-- START OF Given information --

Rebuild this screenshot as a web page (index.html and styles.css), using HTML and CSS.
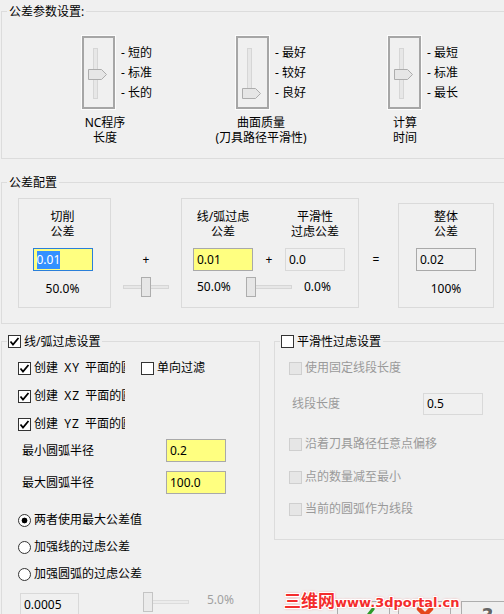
FILE: index.html
```html
<!DOCTYPE html>
<html lang="zh-CN">
<head>
	<meta charset="UTF-8">
	<title>公差设置</title>
	<link rel="stylesheet" href="styles.css">
</head>
<body>
	<!-- 公差参数: 三个竖向滑块 -->
	<fieldset class="group group-params">
		<legend>公差参数设置:</legend>
		<div class="params">
			<div class="unit">
				<div class="unit-top">
					<div class="vslider">
						<svg width="33" height="73" viewBox="0 0 33 73">
							<rect x="11.5" y="12.5" width="4" height="50" fill="#e7e7e7" stroke="#d6d6d6"/>
							<path d="M6.5 33.5h13l5 5-5 5h-13z" fill="#e6e6e6" stroke="#adadad"/>
						</svg>
					</div>
					<ul class="ticks">
						<li>- 短的</li>
						<li>- 标准</li>
						<li>- 长的</li>
					</ul>
				</div>
				<div class="cap cap-a"><span>NC程序</span><span>长度</span></div>
			</div>
			<div class="unit">
				<div class="unit-top">
					<div class="vslider">
						<svg width="33" height="73" viewBox="0 0 33 73">
							<rect x="11.5" y="12.5" width="4" height="50" fill="#e7e7e7" stroke="#d6d6d6"/>
							<path d="M6.5 52.5h13l5 5-5 5h-13z" fill="#e6e6e6" stroke="#adadad"/>
						</svg>
					</div>
					<ul class="ticks">
						<li>- 最好</li>
						<li>- 较好</li>
						<li>- 良好</li>
					</ul>
				</div>
				<div class="cap cap-b"><span>曲面质量</span><span>(刀具路径平滑性)</span></div>
			</div>
			<div class="unit">
				<div class="unit-top">
					<div class="vslider">
						<svg width="33" height="73" viewBox="0 0 33 73">
							<rect x="11.5" y="12.5" width="4" height="50" fill="#e7e7e7" stroke="#d6d6d6"/>
							<path d="M6.5 33.5h13l5 5-5 5h-13z" fill="#e6e6e6" stroke="#adadad"/>
						</svg>
					</div>
					<ul class="ticks">
						<li>- 最短</li>
						<li>- 标准</li>
						<li>- 最长</li>
					</ul>
				</div>
				<div class="cap cap-c"><span>计算</span><span>时间</span></div>
			</div>
		</div>
	</fieldset>

	<!-- 公差配置 -->
	<fieldset class="group group-conf">
		<legend>公差配置</legend>
		<div class="conf">
			<div class="tbox tbox-cut">
				<div class="ttl"><span>切削</span><span>公差</span></div>
				<div class="field field-yellow field-focus"><span class="sel">0.01</span></div>
				<div class="pct">50.0%</div>
			</div>
			<div class="op-col">
				<div class="op">+</div>
				<svg class="hslider" width="46" height="20" viewBox="0 0 46 20">
					<rect x="0.5" y="8.5" width="45" height="3" fill="#e7e7e7" stroke="#d6d6d6"/>
					<rect x="18.5" y="0.5" width="9" height="19" fill="#e6e6e6" stroke="#adadad"/>
				</svg>
			</div>
			<div class="tbox tbox-mid">
				<div class="mid-grid">
					<div class="ttl"><span>线/弧过虑</span><span>公差</span></div>
					<div></div>
					<div class="ttl"><span>平滑性</span><span>过虑公差</span></div>
					<div class="field field-yellow">0.01</div>
					<div class="op">+</div>
					<div class="field field-soft">0.0</div>
				</div>
				<div class="mid-foot">
					<span class="foot-a">50.0%</span>
					<svg class="hslider" width="46" height="20" viewBox="0 0 46 20">
						<rect x="0.5" y="8.5" width="45" height="3" fill="#e7e7e7" stroke="#d6d6d6"/>
						<rect x="0.5" y="0.5" width="9" height="19" fill="#e6e6e6" stroke="#adadad"/>
					</svg>
					<span class="foot-b">0.0%</span>
				</div>
			</div>
			<div class="eq-col">=</div>
			<div class="tbox tbox-sum">
				<div class="ttl"><span>整体</span><span>公差</span></div>
				<div class="field">0.02</div>
				<div class="pct">100%</div>
			</div>
		</div>
	</fieldset>

	<div class="lower">
		<!-- 线/弧过虑设置 -->
		<fieldset class="group group-arc">
			<legend>
				<span class="chk-line">
					<i class="cb"><svg width="11" height="11" viewBox="0 0 11 11"><path d="M1.5 5.5l2.5 3 5.5-6.5" fill="none" stroke="#000" stroke-width="1.8"/></svg></i>
					<span>线/弧过虑设置</span>
				</span>
			</legend>
			<div class="arc">
				<div class="cb-row">
					<i class="cb"><svg width="11" height="11" viewBox="0 0 11 11"><path d="M1.5 5.5l2.5 3 5.5-6.5" fill="none" stroke="#000" stroke-width="1.8"/></svg></i>
					<span class="txt clip">创建 <span class="xy">XY</span> 平面的圆弧</span>
					<i class="cb cb2"></i>
					<span class="txt">单向过滤</span>
				</div>
				<div class="cb-row">
					<i class="cb"><svg width="11" height="11" viewBox="0 0 11 11"><path d="M1.5 5.5l2.5 3 5.5-6.5" fill="none" stroke="#000" stroke-width="1.8"/></svg></i>
					<span class="txt clip">创建 <span class="xy">XZ</span> 平面的圆弧</span>
				</div>
				<div class="cb-row">
					<i class="cb"><svg width="11" height="11" viewBox="0 0 11 11"><path d="M1.5 5.5l2.5 3 5.5-6.5" fill="none" stroke="#000" stroke-width="1.8"/></svg></i>
					<span class="txt clip">创建 <span class="xy">YZ</span> 平面的圆弧</span>
				</div>
				<div class="rad-row rad-min">
					<span class="lbl">最小圆弧半径</span>
					<div class="field field-yellow">0.2</div>
				</div>
				<div class="rad-row rad-max">
					<span class="lbl">最大圆弧半径</span>
					<div class="field field-yellow">100.0</div>
				</div>
				<div class="radio-row radio-first"><i class="rb on"></i><span>两者使用最大公差值</span></div>
				<div class="radio-row"><i class="rb"></i><span>加强线的过虑公差</span></div>
				<div class="radio-row"><i class="rb"></i><span>加强圆弧的过虑公差</span></div>
				<div class="tail">
					<div class="field field-soft field-tail">0.0005</div>
					<svg class="hslider tail-slider" width="46" height="20" viewBox="0 0 46 20">
						<rect x="0.5" y="8.5" width="45" height="3" fill="#ececec" stroke="#dcdcdc"/>
						<rect x="0.5" y="0.5" width="9" height="19" fill="#ebebeb" stroke="#c4c4c4"/>
					</svg>
					<span class="tail-pct">5.0%</span>
				</div>
			</div>
		</fieldset>

		<div class="side">
			<!-- 平滑性过虑设置 -->
			<fieldset class="group group-smooth">
				<legend>
					<span class="chk-line">
						<i class="cb"></i>
						<span>平滑性过虑设置</span>
					</span>
				</legend>
				<div class="smooth">
					<div class="cb-row off">
						<i class="cb cb-off"></i>
						<span class="txt">使用固定线段长度</span>
					</div>
					<div class="len-row">
						<span class="lbl off">线段长度</span>
						<div class="field field-soft">0.5</div>
					</div>
					<div class="cb-row off row-a">
						<i class="cb cb-off"></i>
						<span class="txt">沿着刀具路径任意点偏移</span>
					</div>
					<div class="cb-row off row-b">
						<i class="cb cb-off"></i>
						<span class="txt">点的数量减至最小</span>
					</div>
					<div class="cb-row off row-c">
						<i class="cb cb-off"></i>
						<span class="txt">当前的圆弧作为线段</span>
					</div>
				</div>
			</fieldset>

			<div class="btns">
				<button class="btn">
					<svg width="22" height="22" viewBox="0 0 22 22"><path d="M4 14l5 5L20 5" fill="none" stroke="#2f9a2a" stroke-width="3.2" stroke-linecap="round" stroke-linejoin="round"/></svg>
				</button>
				<button class="btn">
					<svg width="22" height="22" viewBox="0 0 22 22"><path d="M5 5l12 12M17 5L5 17" fill="none" stroke="#e5471c" stroke-width="4.5" stroke-linecap="round"/></svg>
				</button>
				<button class="btn btn-help"><span class="help">?</span></button>
			</div>
		</div>
	</div>

	<div class="mark"><span class="mark-cn">三维网</span>www.3dportal.cn</div>
</body>
</html>
```

FILE: styles.css
```css
*{
	margin: 0;
	padding: 0;
	box-sizing: border-box;
}
body{
	width: 504px;
	height: 614px;
	overflow: hidden;
	position: relative;
	background: #f0f0f0;
	color: #000;
	font: 12px/16px "Noto Sans", "Noto Sans CJK SC", sans-serif;
}
ul{
	list-style: none;
}
i{
	font-style: normal;
}

/* 分组框 */
.group{
	border: 1px solid #dcdcdc;
	padding: 0;
	min-width: 0;
}
.group legend{
	margin-left: 5px;
	padding: 0 2px;
	height: 17px;
	line-height: 17px;
}

/* 公差参数设置 */
.group-params{
	width: 520px;
	margin: 3px 0 0 1px;
}
.params{
	display: grid;
	grid-template-columns: 154px 152px auto;
	padding: 15px 0 13px 79px;
}
.unit-top{
	display: flex;
}
.vslider{
	width: 35px;
	height: 75px;
	border: 1px solid #fcfcfc;
	box-shadow: inset 0 0 0 2px #a6a6a6;
}
.vslider svg{
	display: block;
}
.ticks{
	margin-left: 5px;
	padding-top: 8px;
	line-height: 20px;
	white-space: nowrap;
}
.cap{
	display: flex;
	flex-direction: column;
	align-items: center;
	margin-top: 5px;
	line-height: 15px;
	white-space: nowrap;
}
.cap-a{ width: 48px; }
.cap-b{ width: 52px; }
.cap-c{ width: 36px; }

/* 公差配置 */
.group-conf{
	width: 520px;
	margin: 15px 0 0 1px;
}
.conf{
	display: flex;
	align-items: flex-start;
	padding: 7px 0 15px 16px;
}
.tbox{
	flex: none;
	height: 110px;
	border: 1px solid #dadada;
	padding-top: 10px;
	display: flex;
	flex-direction: column;
	align-items: center;
}
.tbox-cut{
	width: 93px;
	padding-right: 4px;
}
.tbox-mid{
	width: 178px;
	padding-left: 11px;
	align-items: flex-start;
}
.tbox-sum{
	width: 96px;
	height: 105px;
	padding-top: 5px;
	margin: 5px 0 0 5px;
}
.ttl{
	display: flex;
	flex-direction: column;
	align-items: center;
	line-height: 15px;
	white-space: nowrap;
}
.field{
	width: 60px;
	height: 23px;
	border: 1px solid #a9a9a9;
	background: #f0f0f0;
	padding-left: 3px;
	line-height: 21px;
	white-space: nowrap;
}
.field-yellow{ background: #ffff80; }
.field-focus{ border-color: #2a7fd9; }
.field-soft{ border-color: #d9d9d9; }
.sel{
	display: inline-block;
	line-height: 18px;
	background: #3390ff;
	color: #fff;
}
.tbox > .field{
	margin-top: 9px;
}
.pct{
	margin-top: 10px;
	line-height: 15px;
}
.op-col{
	flex: none;
	width: 70px;
	padding-top: 50px;
	display: flex;
	flex-direction: column;
	align-items: center;
}
.op{
	line-height: 23px;
	text-align: center;
}
.hslider{
	display: block;
	flex: none;
}
.op-col .hslider{
	margin-top: 6px;
}
.eq-col{
	flex: none;
	width: 34px;
	padding-top: 50px;
	line-height: 23px;
	text-align: center;
}
.mid-grid{
	display: grid;
	grid-template-columns: 60px 32px 60px;
	grid-template-rows: 30px 23px;
	row-gap: 9px;
}
.mid-foot{
	display: flex;
	align-items: center;
	height: 20px;
	margin: 6px 0 0 4px;
}
.foot-a{
	width: 49px;
}
.foot-b{
	margin-left: 12px;
}

/* 下半部分 */
.lower{
	display: flex;
	align-items: flex-start;
	margin: 9px 0 0 1px;
}
.group-arc{
	flex: none;
	width: 259px;
}
.chk-line{
	display: flex;
	align-items: center;
	gap: 3px;
	margin-left: -1px;
}
.cb{
	display: block;
	flex: none;
	width: 13px;
	height: 13px;
	border: 1px solid #333;
	background: #fff;
}
.cb svg{
	display: block;
}
.cb-off{
	border-color: #cfcfcf;
	background: #e6e6e6;
}
.off{
	color: #9a9a9a;
}
.arc{
	padding: 8px 0 0 16px;
}
.cb-row{
	display: flex;
	align-items: center;
	height: 20px;
}
.cb-row + .cb-row{
	margin-top: 8px;
}
.cb-row .txt{
	margin-left: 3px;
	white-space: nowrap;
}
.clip{
	flex: none;
	width: 91px;
	overflow: hidden;
}
.xy{
	letter-spacing: 1px;
	margin: 0 2px 0 3px;
}
.cb-row .cb2{
	margin-left: 16px;
}
.rad-row{
	display: flex;
	align-items: center;
	height: 23px;
	padding-left: 4px;
}
.rad-row .lbl{
	width: 144px;
}
.rad-min{ margin-top: 5px; }
.rad-max{ margin-top: 9px; }
.radio-row{
	display: flex;
	align-items: center;
	gap: 3px;
	height: 20px;
	margin-top: 7px;
}
.radio-first{
	margin-top: 16px;
}
.rb{
	display: block;
	width: 13px;
	height: 13px;
	border: 1px solid #333;
	border-radius: 50%;
	background: #fff;
}
.rb.on{
	background: radial-gradient(circle, #000 2.6px, #fff 3.2px);
}
.tail{
	display: flex;
	align-items: flex-start;
	margin-top: 9px;
	padding-left: 2px;
}
.field-tail{
	width: 59px;
}
.tail-slider{
	margin: -1px 0 0 64px;
}
.tail-pct{
	margin-left: 18px;
	line-height: 14px;
	color: #a0a0a0;
}

/* 平滑性过虑设置 */
.side{
	flex: none;
	margin-left: 14px;
}
.group-smooth{
	width: 240px;
}
.smooth{
	padding: 8px 0 20px 14px;
}
.len-row{
	display: flex;
	align-items: center;
	height: 22px;
	margin-top: 15px;
}
.len-row .lbl{
	width: 131px;
	margin-left: 3px;
}
.len-row .field{
	height: 22px;
	line-height: 20px;
}
.smooth .row-a{ margin-top: 19px; }
.smooth .row-b{ margin-top: 13px; }
.smooth .row-c{ margin-top: 12px; }

/* 底部按钮 */
.btns{
	display: flex;
	margin-top: 61px;
	padding-left: 63px;
}
.btn{
	flex: none;
	width: 53px;
	height: 30px;
	border: 1px solid #adadad;
	background: #efefef;
	display: flex;
	justify-content: center;
	padding-top: 2px;
}
.btn + .btn{
	margin-left: 8px;
}
.btn.btn-help{
	margin-left: 10px;
}
.help{
	font: bold 20px/22px "DejaVu Sans", sans-serif;
	color: #666;
	text-shadow: 1px 1px 0 #fff;
}

/* 水印 */
.mark{
	position: absolute;
	left: 284px;
	top: 590px;
	white-space: nowrap;
	font: bold 13px/20px "DejaVu Sans", sans-serif;
	color: #f42c2c;
	text-shadow: 1px 0 0 #fff, -1px 0 0 #fff, 0 1px 0 #fff, 0 -1px 0 #fff,
		1px 1px 0 #fff, -1px -1px 0 #fff, 1px -1px 0 #fff, -1px 1px 0 #fff,
		0 0 3px #f55;
}
.mark-cn{
	font: bold 17px/20px "Noto Sans CJK SC", sans-serif;
}
```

-- END OF Given information --

_What is required_.
Copy each line above containing the string "index".

_Exercise output_.
Rebuild this screenshot as a web page (index.html and styles.css), using HTML and CSS.
FILE: index.html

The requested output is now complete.